Brief — Go through the material and write it all out exactly, minus the pictures.

Given material —

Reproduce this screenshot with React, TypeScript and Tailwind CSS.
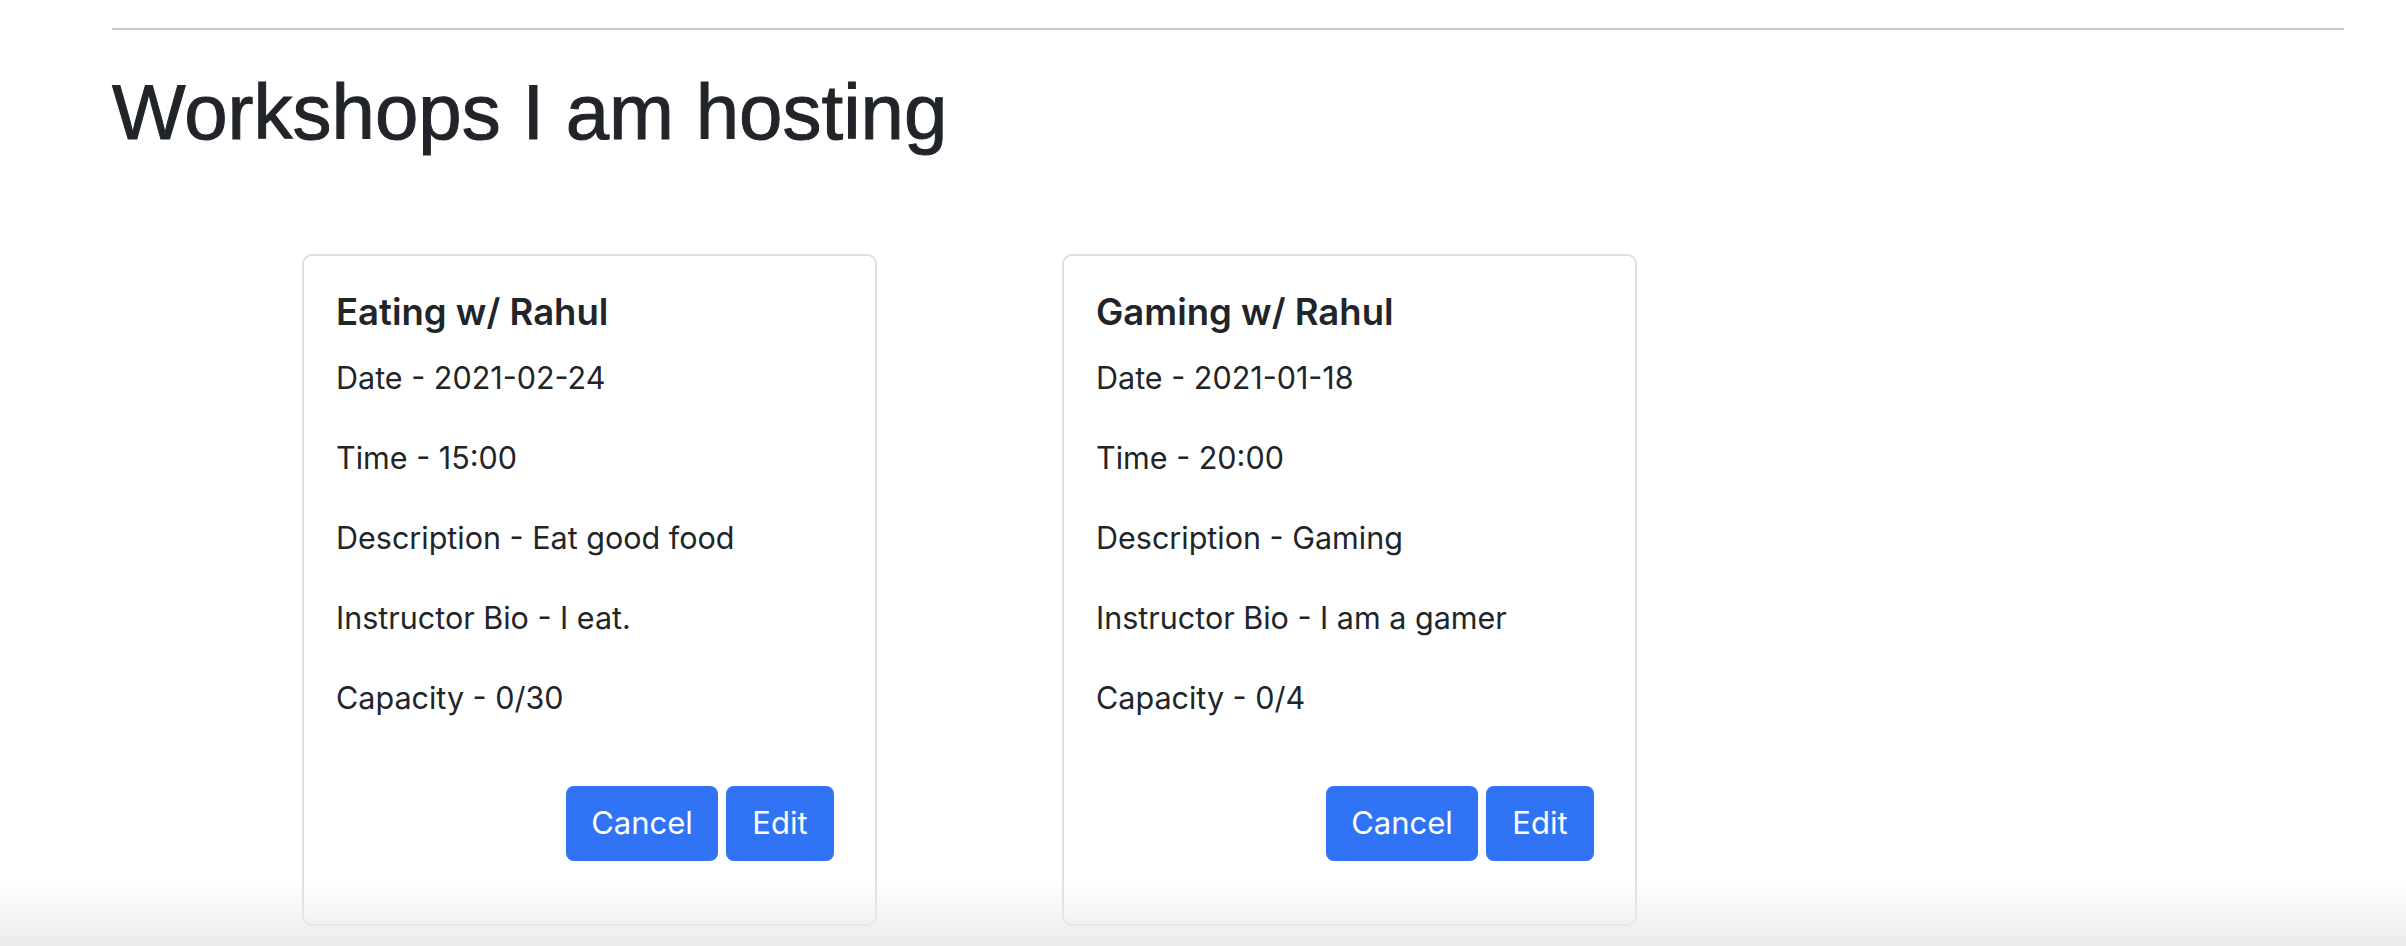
import React from "react";

type Workshop = {
  title: string;
  date: string;
  time: string;
  description: string;
  bio: string;
  capacity: string;
};

const workshops: Workshop[] = [
  {
    title: "Eating w/ Rahul",
    date: "2021-02-24",
    time: "15:00",
    description: "Eat good food",
    bio: "I eat.",
    capacity: "0/30",
  },
  {
    title: "Gaming w/ Rahul",
    date: "2021-01-18",
    time: "20:00",
    description: "Gaming",
    bio: "I am a gamer",
    capacity: "0/4",
  },
];

function Card({ w }: { w: Workshop }) {
  const lines = [
    `Date - ${w.date}`,
    `Time - ${w.time}`,
    `Description - ${w.description}`,
    `Instructor Bio - ${w.bio}`,
    `Capacity - ${w.capacity}`,
  ];
  return (
    <div className="w-[575px] h-[672px] shrink-0 border-2 border-[#dfdfdf] rounded-[10px] bg-white flex flex-col pl-[32px] pr-[41px] pt-[35px] pb-[63px]">
      <h5 className="text-[36.5px] leading-[1.2] font-semibold text-[#212529] mb-[20px]">
        {w.title}
      </h5>
      <div className="flex flex-col gap-[32px]">
        {lines.map((l) => (
          <p key={l} className="text-[30.5px] leading-[48px] text-[#212529]">
            {l}
          </p>
        ))}
      </div>
      <div className="mt-auto flex justify-end gap-[8px]">
        <button className="h-[75px] w-[152px] rounded-[8px] bg-[#3073f4] text-white text-[31px]">
          Cancel
        </button>
        <button className="h-[75px] w-[108px] rounded-[8px] bg-[#3073f4] text-white text-[31px]">
          Edit
        </button>
      </div>
    </div>
  );
}

export default function App() {
  return (
    <div
      className="relative w-full h-[946px] bg-white overflow-hidden"
      style={{ fontFamily: "Inter, 'Noto Sans', sans-serif" }}
    >
      <div className="pl-[112px] pr-[62px] pt-[28px]">
        <div className="h-[2px] bg-[#c8c8c8]" />
        <h1
          className="mt-[36px] text-[78px] leading-[1.2] font-medium text-[#212529] [-webkit-text-stroke:1px_#212529]"
          style={{ fontFamily: "'Liberation Sans', Arial, sans-serif" }}
        >
          Workshops I am hosting
        </h1>
        <div className="mt-[94px] pl-[190px] flex gap-[185px]">
          {workshops.map((w) => (
            <Card key={w.title} w={w} />
          ))}
        </div>
      </div>
      <div className="pointer-events-none absolute left-0 right-0 bottom-0 h-[66px] bg-gradient-to-b from-[rgba(235,235,235,0)] to-[#ebebeb]" />
    </div>
  );
}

Response below —
Reproduce this screenshot with React, TypeScript and Tailwind CSS.
import React from "react";

type Workshop = {
  title: string;
  date: string;
  time: string;
  description: string;
  bio: string;
  capacity: string;
};

const workshops: Workshop[] = [
  {
    title: "Eating w/ Rahul",
    date: "2021-02-24",
    time: "15:00",
    description: "Eat good food",
    bio: "I eat.",
    capacity: "0/30",
  },
  {
    title: "Gaming w/ Rahul",
    date: "2021-01-18",
    time: "20:00",
    description: "Gaming",
    bio: "I am a gamer",
    capacity: "0/4",
  },
];

function Card({ w }: { w: Workshop }) {
  const lines = [
    `Date - ${w.date}`,
    `Time - ${w.time}`,
    `Description - ${w.description}`,
    `Instructor Bio - ${w.bio}`,
    `Capacity - ${w.capacity}`,
  ];
  return (
    <div className="w-[575px] h-[672px] shrink-0 border-2 border-[#dfdfdf] rounded-[10px] bg-white flex flex-col pl-[32px] pr-[41px] pt-[35px] pb-[63px]">
      <h5 className="text-[36.5px] leading-[1.2] font-semibold text-[#212529] mb-[20px]">
        {w.title}
      </h5>
      <div className="flex flex-col gap-[32px]">
        {lines.map((l) => (
          <p key={l} className="text-[30.5px] leading-[48px] text-[#212529]">
            {l}
          </p>
        ))}
      </div>
      <div className="mt-auto flex justify-end gap-[8px]">
        <button className="h-[75px] w-[152px] rounded-[8px] bg-[#3073f4] text-white text-[31px]">
          Cancel
        </button>
        <button className="h-[75px] w-[108px] rounded-[8px] bg-[#3073f4] text-white text-[31px]">
          Edit
        </button>
      </div>
    </div>
  );
}

export default function App() {
  return (
    <div
      className="relative w-full h-[946px] bg-white overflow-hidden"
      style={{ fontFamily: "Inter, 'Noto Sans', sans-serif" }}
    >
      <div className="pl-[112px] pr-[62px] pt-[28px]">
        <div className="h-[2px] bg-[#c8c8c8]" />
        <h1
          className="mt-[36px] text-[78px] leading-[1.2] font-medium text-[#212529] [-webkit-text-stroke:1px_#212529]"
          style={{ fontFamily: "'Liberation Sans', Arial, sans-serif" }}
        >
          Workshops I am hosting
        </h1>
        <div className="mt-[94px] pl-[190px] flex gap-[185px]">
          {workshops.map((w) => (
            <Card key={w.title} w={w} />
          ))}
        </div>
      </div>
      <div className="pointer-events-none absolute left-0 right-0 bottom-0 h-[66px] bg-gradient-to-b from-[rgba(235,235,235,0)] to-[#ebebeb]" />
    </div>
  );
}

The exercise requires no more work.